▶ _WHAT TO WORK ON_
Look through the listing for the word "components". Copy each line that has it.

▶ _DATA_
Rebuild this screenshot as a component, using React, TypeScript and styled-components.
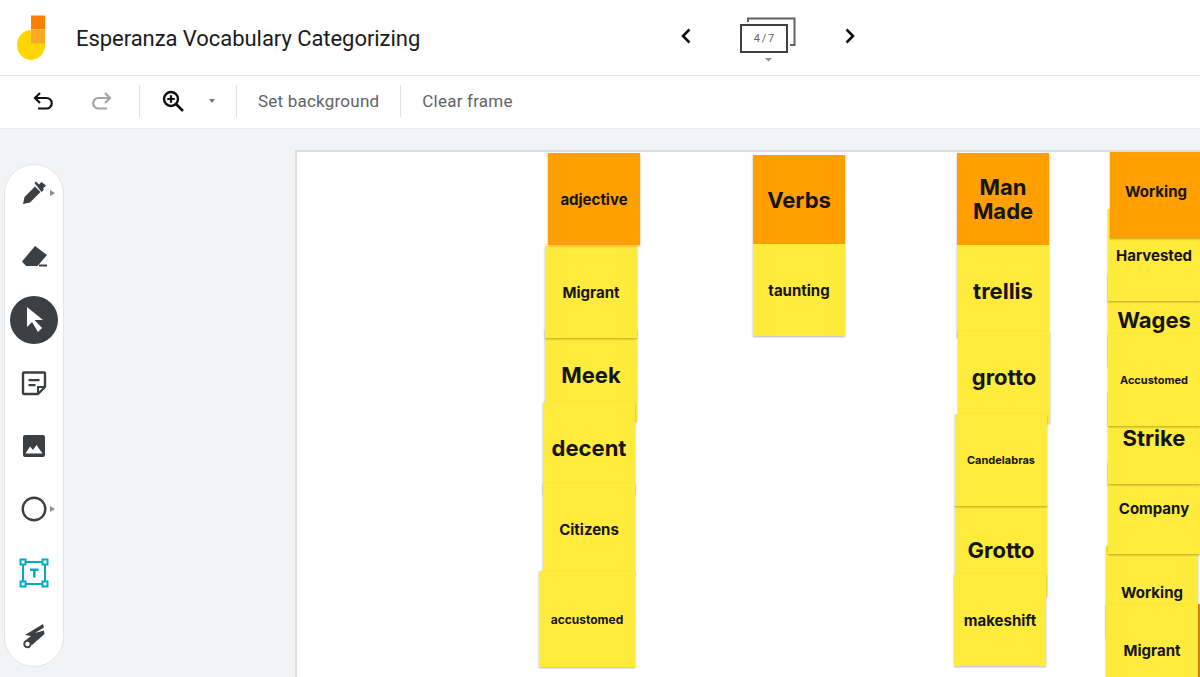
import React from 'react';
import styled, { createGlobalStyle } from 'styled-components';

const GlobalStyle = createGlobalStyle`
  html, body { margin: 0; padding: 0; height: 100%; overflow: hidden; background: #fff; }
  #root { height: 100%; }
`;

const Page = styled.div`
  display: flex;
  flex-direction: column;
  width: 1200px;
  height: 677px;
  overflow: hidden;
  font-family: Roboto, "Liberation Sans", sans-serif;
`;

const Header = styled.header`
  display: flex;
  align-items: center;
  height: 75px;
  flex: none;
  border-bottom: 1px solid #e6e7e9;
  padding-left: 17px;
`;

const Title = styled.h1`
  margin: 2px 0 0 31px;
  width: 598px;
  font-size: 22px;
  font-weight: 400;
  letter-spacing: -0.05px;
  color: #1b1b1b;
  white-space: nowrap;
`;

const Pager = styled.div`
  display: flex;
  align-items: center;
  margin-top: -3px;
`;

const Chevron = styled.svg`
  width: 24px;
  height: 24px;
  display: block;
`;

const FrameBadge = styled.div`
  position: relative;
  width: 56px;
  height: 46px;
  margin: 8px 42px 0 42px;
`;

const BadgeBack = styled.svg`
  position: absolute;
  left: 0;
  top: 0;
`;

const FrameCount = styled.span`
  position: absolute;
  left: 0;
  top: 7px;
  width: 48px;
  height: 29px;
  box-sizing: border-box;
  border: 2px solid #3c4043;
  display: flex;
  align-items: center;
  justify-content: center;
  font-size: 11px;
  word-spacing: -1px;
  color: #5f6368;
`;

const Logo = styled.svg`
  flex: none;
`;

const Toolbar = styled.div`
  display: flex;
  align-items: center;
  height: 50px;
  padding-bottom: 2px;
  flex: none;
  border-bottom: 1px solid #e8e9eb;
`;

const ToolIcon = styled.svg<{ $left: number }>`
  width: 24px;
  height: 24px;
  flex: none;
  margin-left: ${(p) => p.$left}px;
`;

const Caret = styled.span`
  width: 0;
  height: 0;
  margin: 0 21px 0 24px;
  border-left: 3.5px solid transparent;
  border-right: 3.5px solid transparent;
  border-top: 4px solid #777;
`;

const Divider = styled.span<{ $left?: number }>`
  width: 1px;
  height: 32px;
  background: #e0e1e3;
  margin-left: ${(p) => p.$left ?? 0}px;
`;

const ToolText = styled.span`
  font-size: 17px;
  letter-spacing: 0.22px;
  color: #5f6368;
  padding: 0 21px;
  white-space: nowrap;
`;

const Canvas = styled.main`
  flex: 1;
  display: flex;
  align-items: flex-start;
  background: #f1f3f4;
  min-height: 0;
  overflow: hidden;
`;

const Rail = styled.nav`
  flex: none;
  width: 58px;
  height: 499px;
  margin: 35px 0 0 4px;
  padding-bottom: 2px;
  background: #fff;
  border: 1px solid #e3e5e8;
  border-radius: 30px;
  display: grid;
  grid-template-rows: repeat(8, 63.3px);
  align-content: center;
  justify-items: center;
  align-items: center;
`;

const RailSlot = styled.div<{ $active?: boolean }>`
  position: relative;
  width: 48px;
  height: 48px;
  border-radius: 50%;
  display: flex;
  align-items: center;
  justify-content: center;
  background: ${(p) => (p.$active ? '#3c4043' : 'transparent')};
`;

const RailIcon = styled.svg`
  width: 30px;
  height: 30px;
  display: block;
`;

const Flyout = styled.span`
  position: absolute;
  right: 3px;
  top: 21px;
  width: 0;
  height: 0;
  border-top: 3.5px solid transparent;
  border-bottom: 3.5px solid transparent;
  border-left: 5px solid #8a8c8f;
`;

const Frame = styled.section`
  position: relative;
  flex: none;
  width: 1000px;
  height: 640px;
  margin: 21px 0 0 231px;
  background: #fff;
  box-sizing: border-box;
  border-left: 2px solid #dcdee1;
  border-top: 2px solid #dcdee1;
  overflow: hidden;
`;

const Note = styled.div<{ $x: number; $y: number; $w: number; $h: number; $orange?: boolean; $size: number; $z: number }>`
  position: absolute;
  left: ${(p) => p.$x - 297}px;
  top: ${(p) => p.$y - 152}px;
  width: ${(p) => p.$w}px;
  height: ${(p) => p.$h}px;
  z-index: ${(p) => p.$z};
  display: flex;
  align-items: center;
  justify-content: center;
  text-align: center;
  padding: 2px 2px 0;
  box-sizing: border-box;
  background: ${(p) => (p.$orange ? '#ff9f00' : '#ffeb3b')};
  box-shadow: 0 1px 2px rgba(0, 0, 0, 0.3);
  font-family: Inter, "Open Sans", sans-serif;
  font-weight: 700;
  font-size: ${(p) => p.$size}px;
  line-height: 1.08;
  color: #141414;
`;

const EdgeStrip = styled.div`
  position: absolute;
  left: ${1198 - 297}px;
  top: ${604 - 152}px;
  width: 4px;
  height: 80px;
  background: #e8860c;
  z-index: 1;
`;

type NoteData = { text: string; x: number; y: number; h?: number; w?: number; size: number; orange?: boolean; z?: number };

const notes: NoteData[] = [
  // first column
  { text: 'adjective', x: 548, y: 153, size: 15, orange: true, z: 9 },
  { text: 'Meek', x: 545, y: 329, size: 22, z: 1 },
  { text: 'Migrant', x: 545, y: 246, size: 15, z: 2 },
  { text: 'decent', x: 543, y: 402, size: 22, z: 3 },
  { text: 'Citizens', x: 543, y: 483, size: 15, z: 4 },
  { text: 'accustomed', x: 539, y: 571, w: 96, h: 96, size: 12, z: 5 },
  // verbs
  { text: 'Verbs', x: 753, y: 155, h: 89, size: 22, orange: true, z: 1 },
  { text: 'taunting', x: 753, y: 244, size: 15, z: 2 },
  // man made
  { text: 'Man Made', x: 957, y: 153, size: 22, orange: true, z: 1 },
  { text: 'trellis', x: 957, y: 245, size: 22, z: 2 },
  { text: 'grotto', x: 958, y: 331, size: 22, z: 3 },
  { text: 'Grotto', x: 955, y: 504, size: 22, z: 3 },
  { text: 'Candelabras', x: 955, y: 414, size: 11, z: 4 },
  { text: 'makeshift', x: 954, y: 574, size: 15, z: 5 },
  // working
  { text: 'Working', x: 1110, y: 145, h: 93, size: 15, orange: true, z: 9 },
  { text: 'Wages', x: 1108, y: 274, size: 22, z: 1 },
  { text: 'Harvested', x: 1108, y: 209, size: 15, z: 2 },
  { text: 'Strike', x: 1108, y: 392, size: 22, z: 3 },
  { text: 'Accustomed', x: 1108, y: 334, size: 11, z: 4 },
  { text: 'Company', x: 1108, y: 462, size: 15, z: 2 },
  { text: 'Working', x: 1106, y: 546, size: 15, z: 1 },
  { text: 'Migrant', x: 1106, y: 604, size: 15, z: 2 },
];

const railIcons: { flyout?: boolean; active?: boolean; body: React.ReactNode }[] = [
  {
    flyout: true,
    body: (
      <path fill="#3c4043" d="M4 26l1.500-7L16 8.500l5.500 5.500L11 24.500zM15.500 5l1.500-1.500 3 3L22.500 4 27 7.500l-3 3 1 1-2.500 2.500z" />
    ),
  },
  {
    body: (
      <>
        <path fill="#3c4043" d="M3 20.500L16 5l12 9-9.500 11H7z" />
        <rect x="20" y="23.500" width="8" height="2" fill="#3c4043" />
      </>
    ),
  },
  {
    active: true,
    body: <path fill="#fff" d="M8 2l16 13h-8.500L23 23l-4 4-6-10-5 5z" />,
  },
  {
    body: (
      <>
        <path fill="none" stroke="#3c4043" strokeWidth="2.400" strokeLinejoin="round" d="M5 4.500h20a1 1 0 0 1 1 1V19l-7 7H5a1 1 0 0 1-1-1V5.500a1 1 0 0 1 1-1z" />
        <path fill="#3c4043" d="M9.500 11h11v2.300h-11zM9.500 16h7v2.300h-7zM18 26v-8h8v2h-6v6z" />
      </>
    ),
  },
  {
    body: (
      <path fill="#3c4043" fillRule="evenodd" d="M6 4h18a2 2 0 0 1 2 2v18a2 2 0 0 1-2 2H6a2 2 0 0 1-2-2V6a2 2 0 0 1 2-2zm.500 18.500h17l-6-8.500-3.500 5-3-3.500z" />
    ),
  },
  {
    flyout: true,
    body: <circle cx="15" cy="15" r="11.300" fill="none" stroke="#3c4043" strokeWidth="2.400" />,
  },
  {
    body: (
      <>
        <rect x="4" y="4" width="22" height="22" fill="none" stroke="#00acc1" strokeWidth="2" />
        {[4, 26].map((cx) =>
          [4, 26].map((cy) => (
            <rect key={`${cx}-${cy}`} x={cx - 2.5} y={cy - 2.5} width="5" height="5" fill="#fff" stroke="#00acc1" strokeWidth="2" />
          )),
        )}
        <path fill="#00acc1" d="M11 10.500h8.500V13h-3v6.500h-2.500V13h-3z" />
      </>
    ),
  },
  {
    body: (
      <>
        <path fill="#3c4043" d="M6 14L24 3l1 3.500-9 5.500 9-2.500.500 3.500L13 24l-6-5 5-4z" />
        <circle cx="8.500" cy="23" r="3.200" fill="#fff" stroke="#3c4043" strokeWidth="2" />
      </>
    ),
  },
];

export default function App() {
  return (
    <Page>
      <GlobalStyle />
      <Header>
        <Logo width="28" height="46" viewBox="0 0 28 46">
          <ellipse cx="14" cy="30" rx="14" ry="15" fill="#ffd600" />
          <rect x="14" y="0.500" width="14" height="14" fill="#ff7f00" />
          <rect x="14" y="14.500" width="14" height="14" fill="#ffa726" />
        </Logo>
        <Title>Esperanza Vocabulary Categorizing</Title>
        <Pager>
          <Chevron viewBox="0 0 24 24">
            <path d="M15.500 5.500L9 12l6.500 6.500" fill="none" stroke="#111" strokeWidth="2.600" />
          </Chevron>
          <FrameBadge>
            <BadgeBack width="56" height="46" viewBox="0 0 56 46">
              <path d="M8 5V1.500h46.500V28H50" fill="none" stroke="#5f6368" strokeWidth="2" />
              <path d="M25 41h7l-3.500 3.500z" fill="#8a8c8f" />
            </BadgeBack>
            <FrameCount>4 / 7</FrameCount>
          </FrameBadge>
          <Chevron viewBox="0 0 24 24">
            <path d="M8.500 5.500L15 12l-6.500 6.500" fill="none" stroke="#111" strokeWidth="2.600" />
          </Chevron>
        </Pager>
      </Header>
      <Toolbar>
        <ToolIcon $left={32} viewBox="0 0 24 24">
          <path d="M8 4L3 9l5 5M3 9h11.500a5.250 5.250 0 0 1 0 10.500H6" fill="none" stroke="#111" strokeWidth="2.200" />
        </ToolIcon>
        <ToolIcon $left={33} viewBox="0 0 24 24">
          <path d="M16 4l5 5-5 5M21 9H9.500a5.250 5.250 0 0 0 0 10.500H18" fill="none" stroke="#a3a5a8" strokeWidth="2.200" />
        </ToolIcon>
        <Divider $left={26} />
        <ToolIcon $left={21} viewBox="0 0 24 24">
          <circle cx="10" cy="10" r="7" fill="none" stroke="#111" strokeWidth="2.400" />
          <path d="M10 6.200v7.600M6.200 10h7.600" stroke="#111" strokeWidth="2.200" />
          <path d="M15 15l7 7" stroke="#111" strokeWidth="2.600" />
        </ToolIcon>
        <Caret />
        <Divider />
        <ToolText>Set background</ToolText>
        <Divider />
        <ToolText>Clear frame</ToolText>
      </Toolbar>
      <Canvas>
        <Rail>
          {railIcons.map((icon, i) => (
            <RailSlot key={i} $active={icon.active}>
              <RailIcon viewBox="0 0 30 30">{icon.body}</RailIcon>
              {icon.flyout && <Flyout />}
            </RailSlot>
          ))}
        </Rail>
        <Frame>
          {notes.map((n) => (
            <Note
              key={`${n.text}-${n.x}-${n.y}`}
              $x={n.x}
              $y={n.y}
              $w={n.w ?? 92}
              $h={n.h ?? 92}
              $size={n.size}
              $orange={n.orange}
              $z={n.z ?? 1}
            >
              {n.text}
            </Note>
          ))}
          <EdgeStrip />
        </Frame>
      </Canvas>
    </Page>
  );
}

▶ _TASK SOLUTION_
Rebuild this screenshot as a component, using React, TypeScript and styled-components.
import styled, { createGlobalStyle } from 'styled-components';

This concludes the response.